En su tramo final, Haynes nos reserva la gran sorpresa. El relato se adentra en un diorama a gran escala de Nueva York en los años sesenta, cuyas figuras toman vida propia en viñetas artesanales que nos recuerdan tanto al artefacto construido por Rithy Panh en su relato autobiográfico La imagen perdida (2013) como a la colosal maqueta de la ciudad que tomaba el protagonismo de Synecdoche, New York (2008) en el infravalorado filme de Charlie Kaufman. No en vano, las poéticas de ambos trabajos, como también la de El museo de las maravillas, lidian con los mecanismos del relato para convertirse en verdaderos tributos a los procesos de autoría.

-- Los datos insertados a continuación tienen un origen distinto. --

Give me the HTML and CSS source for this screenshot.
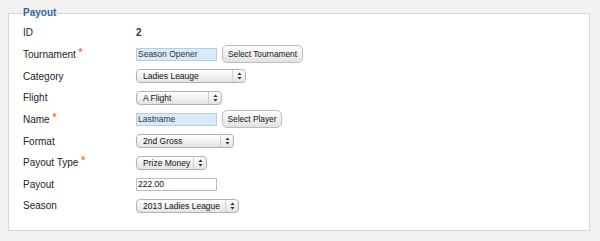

En apariencia, el último filme de Haynes no guarda mucha vinculación con el resto de su filmografía, más allá del imponderable de su cine según el cual las formas determinan los fondos de cada una de sus películas. En todo caso, esta "aventura familiar" no desentonaría junto al drama glam de Velvet Goldmine (1998), por ejemplo, en cómo desde la emoción más cruda ambas películas construyen una odisea sobre las procelosas búsquedas de la identidad y las pasiones que nos definen, y sobre todos los sacrificios que conlleva encontrar tu lugar en el mundo.